● **Instruction**
Leave out all pictures. Return exactly the lines from the top of the material through the line containing "<StatusBar />".

┄┄┄┄┄┄

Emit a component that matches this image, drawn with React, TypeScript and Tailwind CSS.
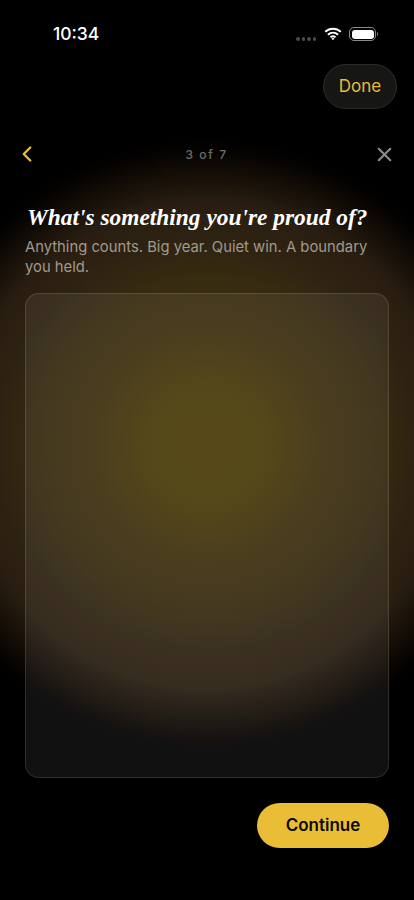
import React from "react"
import { ChevronLeft, X } from "lucide-react"

const sans = "font-['Inter','Liberation_Sans',sans-serif]"

const StatusBar = () => (
  <div className="flex items-center justify-between h-[28px] mt-[20px] pl-[53px] pr-[36px]">
    <span className={`${sans} text-white text-[17.5px] font-medium leading-[28px]`}>10:34</span>
    <div className="flex items-center">
      <div className="flex gap-[2px] mr-[8px] mt-[10px]">
        <span className="w-[3.5px] h-[3.5px] rounded-full bg-[#4a4a4a]" />
        <span className="w-[3.5px] h-[3.5px] rounded-full bg-[#4a4a4a]" />
        <span className="w-[3.5px] h-[3.5px] rounded-full bg-[#4a4a4a]" />
        <span className="w-[3.5px] h-[3.5px] rounded-full bg-[#4a4a4a]" />
      </div>
      <svg width="18" height="14" viewBox="0 0 18 14" fill="none" className="mr-[7px]">
        <path d="M1.2 4.8C5.6.7 12.4.7 16.8 4.8" stroke="#fff" strokeWidth="2" />
        <path d="M3.9 7.7C6.9 5 11.1 5 14.1 7.7" stroke="#fff" strokeWidth="2" />
        <path d="M6.5 10.3C8 9 10 9 11.5 10.3" stroke="#fff" strokeWidth="1.8" />
        <path d="M9 13.2 7.4 11.6c.9-.7 2.3-.7 3.2 0Z" fill="#fff" />
      </svg>
      <div className="w-[27px] h-[14px] rounded-[5px] border border-[#8a8a8a] p-[1.5px]">
        <div className="w-full h-full rounded-[3px] bg-white" />
      </div>
      <div className="w-[1px] h-[4px] ml-[1px] bg-[#7a7a7a] rounded-r-sm" />
    </div>
  </div>
)

export default function App() {
  return (
    <div className="w-[414px] h-[900px] overflow-hidden flex flex-col bg-black bg-[radial-gradient(circle_308px_at_207px_445px,#4a3b08_0%,#483a09_20%,#3f310e_36%,#372b10_54%,#2e2312_67%,#281d10_79%,#130d06_89%,#060301_95%,#000000_100%)]">
      <StatusBar />

      <div className="flex justify-end pr-[17px] mt-[16px]">
        <button className={`${sans} w-[74px] h-[45px] rounded-full bg-[#161614] border border-[#2c2c2a] text-[#e9bd36] text-[17px]`}>
          Done
        </button>
      </div>

      <div className="flex items-center justify-between h-[24px] mt-[33px] pl-[14px] pr-[18px]">
        <ChevronLeft size={26} strokeWidth={2.2} className="text-[#e9bd36]" />
        <span className={`${sans} text-[#6e6e6c] text-[12px] font-medium tracking-[1.6px] mt-[2px]`}>3 of 7</span>
        <X size={23} strokeWidth={2.2} className="text-[#8c8c8a]" />
      </div>

      <div className="flex-1 flex flex-col px-[25px] pb-[52px]">
        <h1 className="mt-[35px] ml-[2px] font-['Liberation_Serif',serif] italic font-bold text-white text-[23.4px] leading-[32px] whitespace-nowrap">
          What's something you're proud of?
        </h1>
        <p className={`${sans} mt-[4px] text-[#a09a8e] text-[14.8px] leading-[20px]`}>
          Anything counts. Big year. Quiet win. A boundary you held.
        </p>
        <div className="mt-[16px] flex-1 rounded-[14px] bg-white/[0.065] border border-[#ffdc96]/[0.14]" />
        <div className="flex justify-end mt-[25px]">
          <button className={`${sans} w-[132px] h-[45px] rounded-full bg-[#e9bd36] text-[#0c0a04] text-[17px] font-semibold`}>
            Continue
          </button>
        </div>
      </div>
    </div>
  )
}
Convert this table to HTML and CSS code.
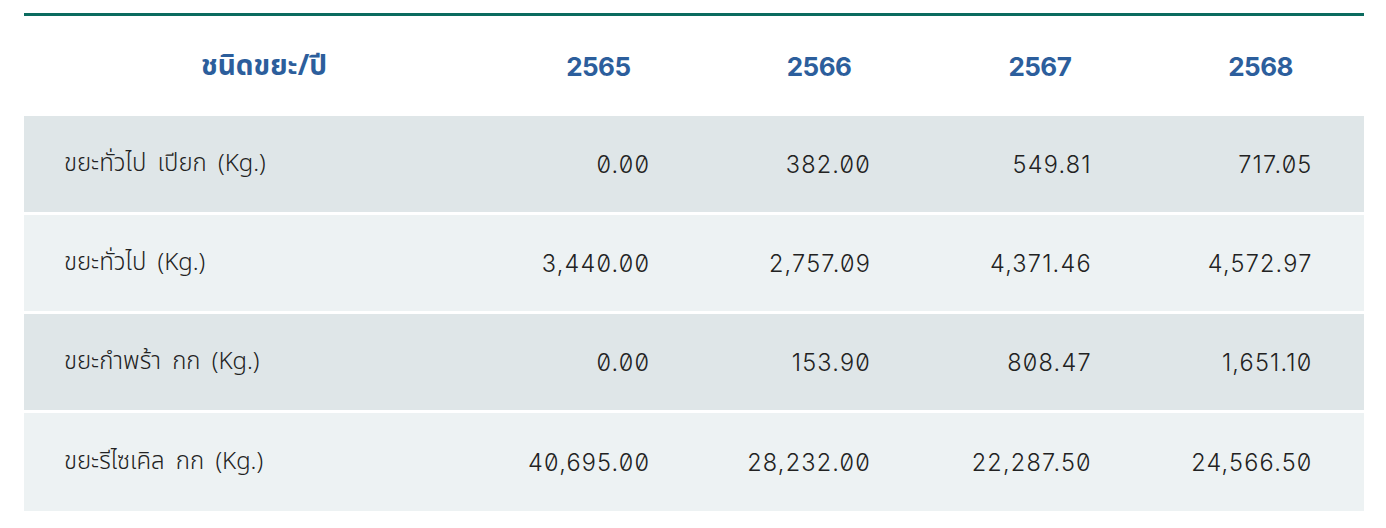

┄┄┄┄┄┄

● **Answer below**
Emit a component that matches this image, drawn with React, TypeScript and Tailwind CSS.
import React from "react"
import { ChevronLeft, X } from "lucide-react"

const sans = "font-['Inter','Liberation_Sans',sans-serif]"

const StatusBar = () => (
  <div className="flex items-center justify-between h-[28px] mt-[20px] pl-[53px] pr-[36px]">
    <span className={`${sans} text-white text-[17.5px] font-medium leading-[28px]`}>10:34</span>
    <div className="flex items-center">
      <div className="flex gap-[2px] mr-[8px] mt-[10px]">
        <span className="w-[3.5px] h-[3.5px] rounded-full bg-[#4a4a4a]" />
        <span className="w-[3.5px] h-[3.5px] rounded-full bg-[#4a4a4a]" />
        <span className="w-[3.5px] h-[3.5px] rounded-full bg-[#4a4a4a]" />
        <span className="w-[3.5px] h-[3.5px] rounded-full bg-[#4a4a4a]" />
      </div>
      <svg width="18" height="14" viewBox="0 0 18 14" fill="none" className="mr-[7px]">
        <path d="M1.2 4.8C5.6.7 12.4.7 16.8 4.8" stroke="#fff" strokeWidth="2" />
        <path d="M3.9 7.7C6.9 5 11.1 5 14.1 7.7" stroke="#fff" strokeWidth="2" />
        <path d="M6.5 10.3C8 9 10 9 11.5 10.3" stroke="#fff" strokeWidth="1.8" />
        <path d="M9 13.2 7.4 11.6c.9-.7 2.3-.7 3.2 0Z" fill="#fff" />
      </svg>
      <div className="w-[27px] h-[14px] rounded-[5px] border border-[#8a8a8a] p-[1.5px]">
        <div className="w-full h-full rounded-[3px] bg-white" />
      </div>
      <div className="w-[1px] h-[4px] ml-[1px] bg-[#7a7a7a] rounded-r-sm" />
    </div>
  </div>
)

export default function App() {
  return (
    <div className="w-[414px] h-[900px] overflow-hidden flex flex-col bg-black bg-[radial-gradient(circle_308px_at_207px_445px,#4a3b08_0%,#483a09_20%,#3f310e_36%,#372b10_54%,#2e2312_67%,#281d10_79%,#130d06_89%,#060301_95%,#000000_100%)]">
      <StatusBar />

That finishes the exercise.